If the recharacterization results in more going back to the TIRA than the value of the converted assets, then another asset in your Roth will have to contribute to the difference, and you should be allowed to pick the asset, whether a stock or MM fund. Another result of this would be that the seperate Roth holding the conversion will be emptyied totally and a very small amount from the original Roth will have to be added to bring the total up to their calculation figure of the total earnings loss.

Since they insist on considering your two Roths as combined, then you should be able to select any holdings you wish in either account to be used to complete the recharacterization.



I don’t know why this is so confusing to me but now you’ve got me concerned. I prepared the worksheet last weekend when values were less than today. My 37K conversion was down 8K to 29K. The total Roth was down 17K and I ended up with a little over 35K to be recharacterized.

Are you telling me that Vanguard will want 35-29=6K to come from other Roth assets? Since that is after tax, maybe I should just forget redoing and pay tax on the conversion. especially if the loss has now been reduced to 5K



Yes, the other 6,000 will have to come from the other assets. If you did the worksheet correctly, you now have a fairly small % loss on the total of both Roth accounts because your losses are quite small on the assets you had all along.
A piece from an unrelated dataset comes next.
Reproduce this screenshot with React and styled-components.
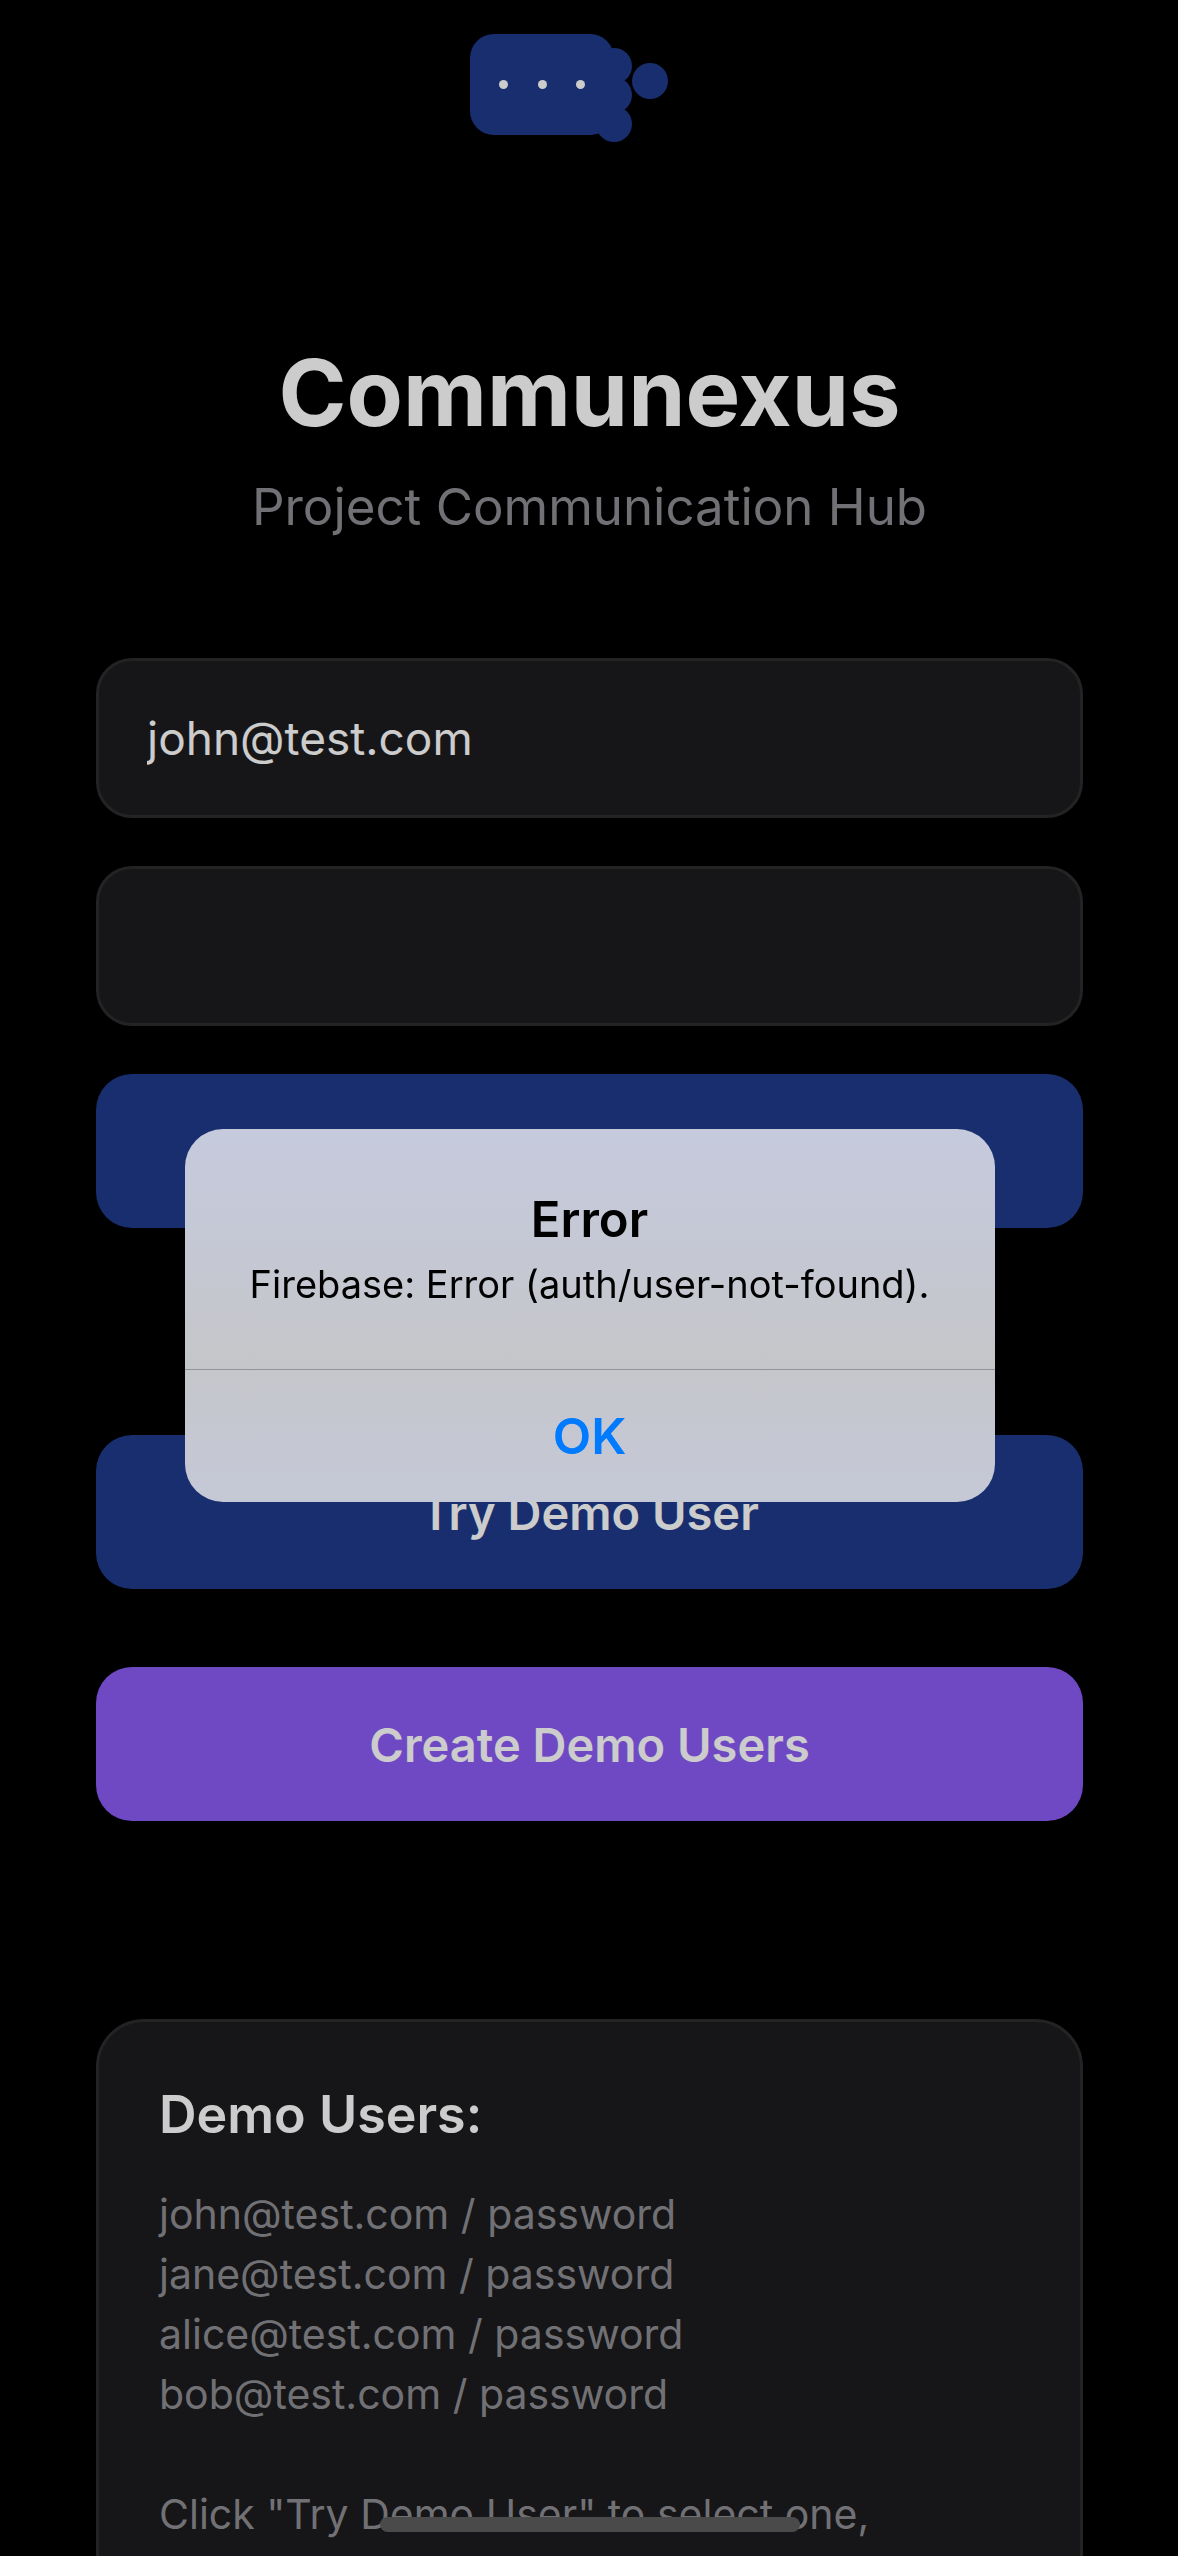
import React, { useState } from "react";
import styled, { createGlobalStyle } from "styled-components";

const GlobalStyle = createGlobalStyle`
  *, *::before, *::after {
    box-sizing: border-box;
  }
  body {
    margin: 0;
    background: #000;
    font-family: Inter, "Liberation Sans", sans-serif;
  }
  h1, h2, p, ul {
    margin: 0;
    padding: 0;
  }
  button, input {
    font-family: inherit;
  }
`;

const Screen = styled.main`
  display: flex;
  flex-direction: column;
  height: 100vh;
  padding: 0 95px 0 96px;
  overflow-y: auto;
  scrollbar-width: none;
  background: #000;
`;

const Header = styled.header`
  display: flex;
  flex-direction: column;
  align-items: center;
  text-align: center;
`;

const Logo = styled.svg`
  width: 241px;
  height: 240px;
`;

const Title = styled.h1`
  margin-top: 93px;
  color: #fff;
  font-size: 92px;
  font-weight: 700;
  line-height: 120px;
`;

const Subtitle = styled.p`
  margin-top: 22px;
  color: #8e8e93;
  font-size: 51px;
  line-height: 64px;
`;

const Form = styled.form`
  display: flex;
  flex-direction: column;
  flex-shrink: 0;
  gap: 48px;
  margin-top: 119px;
`;

const Field = styled.input`
  width: 100%;
  height: 160px;
  padding: 0 48px;
  border: 3px solid #2c2c2e;
  border-radius: 36px;
  outline: none;
  background: #1c1c1e;
  color: #fff;
  font-size: 46px;
`;

const Button = styled.button`
  flex-shrink: 0;
  width: 100%;
  height: 154px;
  padding: 0;
  border: 0;
  border-radius: 36px;
  background: ${(p) => (p.$tone === "violet" ? "#8b5cf6" : "#1e3a8a")};
  color: #fff;
  font-size: 47px;
  font-weight: 600;
`;

const Actions = styled.div`
  display: flex;
  flex-direction: column;
  flex-shrink: 0;
  gap: 78px;
  margin-top: 207px;
`;

const Card = styled.section`
  flex-shrink: 0;
  margin-top: 198px;
  padding: 60px;
  border: 3px solid #2c2c2e;
  border-radius: 48px;
  background: #1c1c1e;
`;

const CardTitle = styled.h2`
  color: #fff;
  font-size: 52px;
  font-weight: 600;
  line-height: 66px;
`;

const UserList = styled.ul`
  margin-top: 36px;
  list-style: none;
  color: #8e8e93;
  font-size: 41px;
  line-height: 60px;
`;

const Hint = styled.p`
  margin-top: 60px;
  color: #8e8e93;
  font-size: 41px;
  line-height: 60px;
`;

const Backdrop = styled.div`
  position: fixed;
  inset: 0;
  display: flex;
  align-items: center;
  justify-content: center;
  padding: 75px 95px 0 96px;
  background: rgba(0, 0, 0, 0.2);
`;

const Alert = styled.div`
  width: 810px;
  max-width: 100%;
  overflow: hidden;
  border-radius: 38px;
  background: linear-gradient(#c5cadd 0%, #c5c8d3 35%, #c5c6c9 62%, #c5c7d1 80%, #c5c9d6 100%);
  text-align: center;
`;

const AlertBody = styled.div`
  padding: 60px 48px 58px;
`;

const AlertTitle = styled.h2`
  color: #000;
  font-size: 49px;
  font-weight: 600;
  line-height: 62px;
`;

const AlertText = styled.p`
  margin-top: 6px;
  color: #000;
  font-size: 38px;
  line-height: 54px;
`;

const AlertButton = styled.button`
  display: block;
  width: 100%;
  height: 133px;
  padding: 0;
  border: 0;
  border-top: 1px solid #919298;
  background: transparent;
  color: #007aff;
  font-size: 50px;
  font-weight: 600;
`;

const HomeIndicator = styled.div`
  position: fixed;
  bottom: 24px;
  left: 50%;
  width: 420px;
  height: 15px;
  margin-left: -209px;
  border-radius: 8px;
  background: #4a4a4a;
`;

const users = ["john@test.com", "jane@test.com", "alice@test.com", "bob@test.com"];

export default function App() {
  const [email, setEmail] = useState("john@test.com");
  const [password, setPassword] = useState("");
  const [alertOpen, setAlertOpen] = useState(true);

  return (
    <>
      <GlobalStyle />
      <Screen>
        <Header>
          <Logo viewBox="0 0 241 240" aria-hidden="true">
            <g fill="#1e3a8a">
              <rect x="1" y="34" width="144" height="101" rx="24" />
              <circle cx="145" cy="66" r="18" />
              <circle cx="145" cy="95" r="18" />
              <circle cx="145" cy="124" r="18" />
              <circle cx="181" cy="81" r="18" />
            </g>
            <g fill="#fff">
              <circle cx="34.5" cy="84.5" r="4.5" />
              <circle cx="73.5" cy="84.5" r="4.5" />
              <circle cx="111.5" cy="84.5" r="4.5" />
            </g>
          </Logo>
          <Title>Communexus</Title>
          <Subtitle>Project Communication Hub</Subtitle>
        </Header>

        <Form
          onSubmit={(e) => {
            e.preventDefault();
            setAlertOpen(true);
          }}
        >
          <Field type="text" aria-label="Email" value={email} onChange={(e) => setEmail(e.target.value)} />
          <Field type="password" aria-label="Password" value={password} onChange={(e) => setPassword(e.target.value)} />
          <Button type="submit" aria-label="Sign In" />
        </Form>

        <Actions>
          <Button type="button">Try Demo User</Button>
          <Button type="button" $tone="violet">Create Demo Users</Button>
        </Actions>

        <Card>
          <CardTitle>Demo Users:</CardTitle>
          <UserList>
            {users.map((user) => (
              <li key={user}>{user} / password</li>
            ))}
          </UserList>
          <Hint>Click "Try Demo User" to select one,</Hint>
        </Card>
      </Screen>

      {alertOpen && (
        <Backdrop>
          <Alert role="alertdialog" aria-modal="true" aria-labelledby="alert-title" aria-describedby="alert-text">
            <AlertBody>
              <AlertTitle id="alert-title">Error</AlertTitle>
              <AlertText id="alert-text">Firebase: Error (auth/user-not-found).</AlertText>
            </AlertBody>
            <AlertButton type="button" onClick={() => setAlertOpen(false)}>OK</AlertButton>
          </Alert>
        </Backdrop>
      )}
      <HomeIndicator />
    </>
  );
}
If you can afford the tax bill, perhaps you should wait on the recharacterization to see if a larger loss develops. You have until next October to recharacterize should the loss widen. If the aggressive investment recovers somewhat, you might even have a gain. The way Vanguard is combining these accounts, there is less of a reason to bother with the recharacterization at this time, just based on a small overall % loss.